What to work on
Every line below should be copied exactly; drop the pictures.

##############################

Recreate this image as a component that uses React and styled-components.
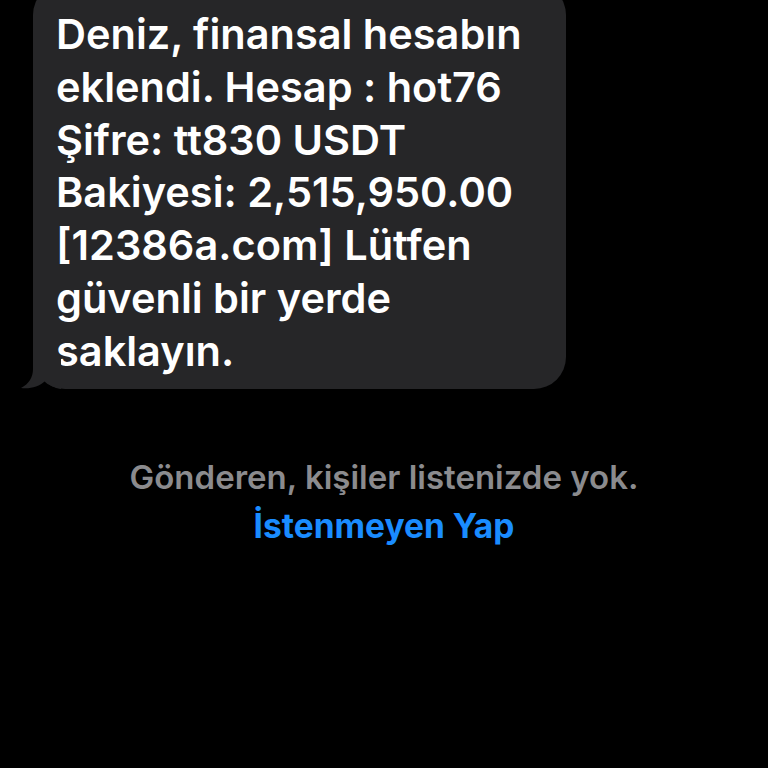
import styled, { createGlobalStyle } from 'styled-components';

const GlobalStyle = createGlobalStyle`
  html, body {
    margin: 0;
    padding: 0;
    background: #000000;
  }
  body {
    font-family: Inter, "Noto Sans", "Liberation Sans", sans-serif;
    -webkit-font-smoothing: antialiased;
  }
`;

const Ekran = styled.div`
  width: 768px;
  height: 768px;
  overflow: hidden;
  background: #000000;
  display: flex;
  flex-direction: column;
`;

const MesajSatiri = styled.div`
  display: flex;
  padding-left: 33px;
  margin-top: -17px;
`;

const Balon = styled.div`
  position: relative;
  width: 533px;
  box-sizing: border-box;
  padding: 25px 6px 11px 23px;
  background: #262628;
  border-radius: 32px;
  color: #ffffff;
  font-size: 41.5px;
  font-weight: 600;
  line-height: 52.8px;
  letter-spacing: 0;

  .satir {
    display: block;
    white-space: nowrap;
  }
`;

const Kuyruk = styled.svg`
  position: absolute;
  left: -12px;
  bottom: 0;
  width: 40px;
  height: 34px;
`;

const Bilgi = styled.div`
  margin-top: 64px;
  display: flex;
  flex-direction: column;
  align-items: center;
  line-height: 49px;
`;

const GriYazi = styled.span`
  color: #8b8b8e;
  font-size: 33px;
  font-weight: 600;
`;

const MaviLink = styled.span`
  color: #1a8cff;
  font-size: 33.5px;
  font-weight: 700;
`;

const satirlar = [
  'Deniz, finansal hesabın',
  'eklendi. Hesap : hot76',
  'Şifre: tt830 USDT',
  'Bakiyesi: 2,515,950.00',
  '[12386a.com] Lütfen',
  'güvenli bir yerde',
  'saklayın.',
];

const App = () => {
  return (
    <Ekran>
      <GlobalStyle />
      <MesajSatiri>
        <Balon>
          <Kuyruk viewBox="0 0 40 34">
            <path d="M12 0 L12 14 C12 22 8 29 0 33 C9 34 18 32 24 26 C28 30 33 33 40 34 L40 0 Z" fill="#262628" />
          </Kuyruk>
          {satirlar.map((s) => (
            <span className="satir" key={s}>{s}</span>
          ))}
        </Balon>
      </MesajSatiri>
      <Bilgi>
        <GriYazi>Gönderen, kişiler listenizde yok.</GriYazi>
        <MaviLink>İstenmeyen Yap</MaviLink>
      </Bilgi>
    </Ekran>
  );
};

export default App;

##############################

Solution below
Recreate this image as a component that uses React and styled-components.
import styled, { createGlobalStyle } from 'styled-components';

const GlobalStyle = createGlobalStyle`
  html, body {
    margin: 0;
    padding: 0;
    background: #000000;
  }
  body {
    font-family: Inter, "Noto Sans", "Liberation Sans", sans-serif;
    -webkit-font-smoothing: antialiased;
  }
`;

const Ekran = styled.div`
  width: 768px;
  height: 768px;
  overflow: hidden;
  background: #000000;
  display: flex;
  flex-direction: column;
`;

const MesajSatiri = styled.div`
  display: flex;
  padding-left: 33px;
  margin-top: -17px;
`;

const Balon = styled.div`
  position: relative;
  width: 533px;
  box-sizing: border-box;
  padding: 25px 6px 11px 23px;
  background: #262628;
  border-radius: 32px;
  color: #ffffff;
  font-size: 41.5px;
  font-weight: 600;
  line-height: 52.8px;
  letter-spacing: 0;

  .satir {
    display: block;
    white-space: nowrap;
  }
`;

const Kuyruk = styled.svg`
  position: absolute;
  left: -12px;
  bottom: 0;
  width: 40px;
  height: 34px;
`;

const Bilgi = styled.div`
  margin-top: 64px;
  display: flex;
  flex-direction: column;
  align-items: center;
  line-height: 49px;
`;

const GriYazi = styled.span`
  color: #8b8b8e;
  font-size: 33px;
  font-weight: 600;
`;

const MaviLink = styled.span`
  color: #1a8cff;
  font-size: 33.5px;
  font-weight: 700;
`;

const satirlar = [
  'Deniz, finansal hesabın',
  'eklendi. Hesap : hot76',
  'Şifre: tt830 USDT',
  'Bakiyesi: 2,515,950.00',
  '[12386a.com] Lütfen',
  'güvenli bir yerde',
  'saklayın.',
];

const App = () => {
  return (
    <Ekran>
      <GlobalStyle />
      <MesajSatiri>
        <Balon>
          <Kuyruk viewBox="0 0 40 34">
            <path d="M12 0 L12 14 C12 22 8 29 0 33 C9 34 18 32 24 26 C28 30 33 33 40 34 L40 0 Z" fill="#262628" />
          </Kuyruk>
          {satirlar.map((s) => (
            <span className="satir" key={s}>{s}</span>
          ))}
        </Balon>
      </MesajSatiri>
      <Bilgi>
        <GriYazi>Gönderen, kişiler listenizde yok.</GriYazi>
        <MaviLink>İstenmeyen Yap</MaviLink>
      </Bilgi>
    </Ekran>
  );
};

export default App;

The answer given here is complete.